> [Recorded data]
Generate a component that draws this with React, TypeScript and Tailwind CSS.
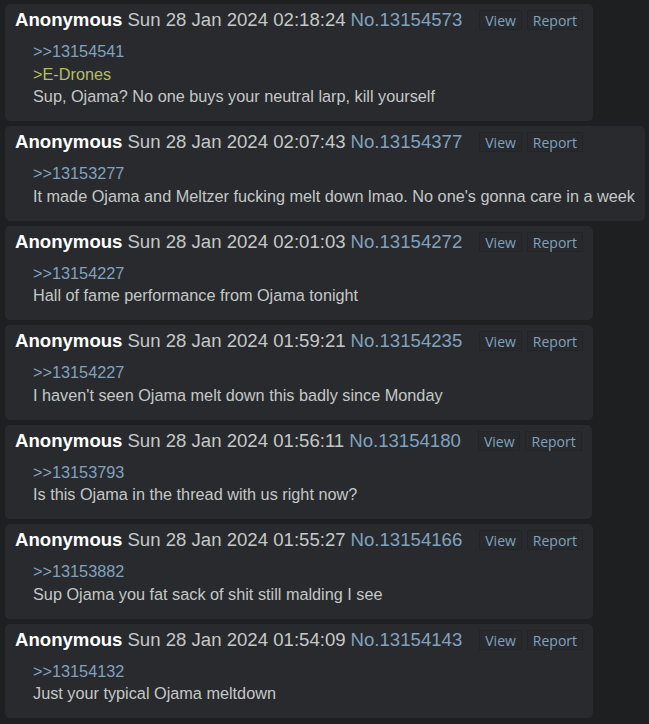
import React from "react";

interface Post {
  no: number;
  date: string;
  quote: number;
  green?: string;
  text: string;
}

const posts: Post[] = [
  { no: 13154573, date: "Sun 28 Jan 2024 02:18:24", quote: 13154541, green: ">E-Drones", text: "Sup, Ojama? No one buys your neutral larp, kill yourself" },
  { no: 13154377, date: "Sun 28 Jan 2024 02:07:43", quote: 13153277, text: "It made Ojama and Meltzer fucking melt down lmao. No one's gonna care in a week" },
  { no: 13154272, date: "Sun 28 Jan 2024 02:01:03", quote: 13154227, text: "Hall of fame performance from Ojama tonight" },
  { no: 13154235, date: "Sun 28 Jan 2024 01:59:21", quote: 13154227, text: "I haven't seen Ojama melt down this badly since Monday" },
  { no: 13154180, date: "Sun 28 Jan 2024 01:56:11", quote: 13153793, text: "Is this Ojama in the thread with us right now?" },
  { no: 13154166, date: "Sun 28 Jan 2024 01:55:27", quote: 13153882, text: "Sup Ojama you fat sack of shit still malding I see" },
  { no: 13154143, date: "Sun 28 Jan 2024 01:54:09", quote: 13154132, text: "Just your typical Ojama meltdown" },
];

function PostCard({ post }: { post: Post }) {
  return (
    <div className="w-fit rounded-[5px] bg-[#282a2e] pt-[5px] pb-[13.5px] pl-[10px] pr-[10px]">
      <div className="flex items-center h-[22px] text-[18.6px] leading-[22px] whitespace-nowrap">
        <span className="font-bold text-white">Anonymous</span>
        <span className="ml-[5px] text-[#c5c8c6]">{post.date}</span>
        <span className="ml-[5px] text-[#81a2be]">No.{post.no}</span>
        <div className="ml-[17px] flex gap-[5px] font-['Open_Sans',sans-serif] text-[14px] text-[#81a2be]">
          <span className="h-[20px] leading-[19px] px-[5px] border border-[#222427] bg-[#27292d]">View</span>
          <span className="h-[20px] leading-[19px] px-[5px] border border-[#222427] bg-[#27292d]">Report</span>
        </div>
      </div>
      <div className="mt-[9px] ml-[18px] text-[16.25px] leading-[22.5px] whitespace-nowrap text-[#c5c8c6]">
        <div className="text-[#81a2be]">&gt;&gt;{post.quote}</div>
        {post.green && <div className="text-[#b5bd68]">{post.green}</div>}
        <div>{post.text}</div>
      </div>
    </div>
  );
}

export default function App() {
  return (
    <div className="min-h-screen bg-[#1d1f21] px-[5px] pt-[4px] font-['Liberation_Sans',Arial,sans-serif] overflow-hidden">
      <div className="flex flex-col gap-[5px]">
        {posts.map((p) => (
          <PostCard key={p.no} post={p} />
        ))}
      </div>
    </div>
  );
}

> [Your goal]
Make an exact copy of the whole listing, but don't bring over any pictures.

> [Solution for this exercise]
Generate a component that draws this with React, TypeScript and Tailwind CSS.
import React from "react";

interface Post {
  no: number;
  date: string;
  quote: number;
  green?: string;
  text: string;
}

const posts: Post[] = [
  { no: 13154573, date: "Sun 28 Jan 2024 02:18:24", quote: 13154541, green: ">E-Drones", text: "Sup, Ojama? No one buys your neutral larp, kill yourself" },
  { no: 13154377, date: "Sun 28 Jan 2024 02:07:43", quote: 13153277, text: "It made Ojama and Meltzer fucking melt down lmao. No one's gonna care in a week" },
  { no: 13154272, date: "Sun 28 Jan 2024 02:01:03", quote: 13154227, text: "Hall of fame performance from Ojama tonight" },
  { no: 13154235, date: "Sun 28 Jan 2024 01:59:21", quote: 13154227, text: "I haven't seen Ojama melt down this badly since Monday" },
  { no: 13154180, date: "Sun 28 Jan 2024 01:56:11", quote: 13153793, text: "Is this Ojama in the thread with us right now?" },
  { no: 13154166, date: "Sun 28 Jan 2024 01:55:27", quote: 13153882, text: "Sup Ojama you fat sack of shit still malding I see" },
  { no: 13154143, date: "Sun 28 Jan 2024 01:54:09", quote: 13154132, text: "Just your typical Ojama meltdown" },
];

function PostCard({ post }: { post: Post }) {
  return (
    <div className="w-fit rounded-[5px] bg-[#282a2e] pt-[5px] pb-[13.5px] pl-[10px] pr-[10px]">
      <div className="flex items-center h-[22px] text-[18.6px] leading-[22px] whitespace-nowrap">
        <span className="font-bold text-white">Anonymous</span>
        <span className="ml-[5px] text-[#c5c8c6]">{post.date}</span>
        <span className="ml-[5px] text-[#81a2be]">No.{post.no}</span>
        <div className="ml-[17px] flex gap-[5px] font-['Open_Sans',sans-serif] text-[14px] text-[#81a2be]">
          <span className="h-[20px] leading-[19px] px-[5px] border border-[#222427] bg-[#27292d]">View</span>
          <span className="h-[20px] leading-[19px] px-[5px] border border-[#222427] bg-[#27292d]">Report</span>
        </div>
      </div>
      <div className="mt-[9px] ml-[18px] text-[16.25px] leading-[22.5px] whitespace-nowrap text-[#c5c8c6]">
        <div className="text-[#81a2be]">&gt;&gt;{post.quote}</div>
        {post.green && <div className="text-[#b5bd68]">{post.green}</div>}
        <div>{post.text}</div>
      </div>
    </div>
  );
}

export default function App() {
  return (
    <div className="min-h-screen bg-[#1d1f21] px-[5px] pt-[4px] font-['Liberation_Sans',Arial,sans-serif] overflow-hidden">
      <div className="flex flex-col gap-[5px]">
        {posts.map((p) => (
          <PostCard key={p.no} post={p} />
        ))}
      </div>
    </div>
  );
}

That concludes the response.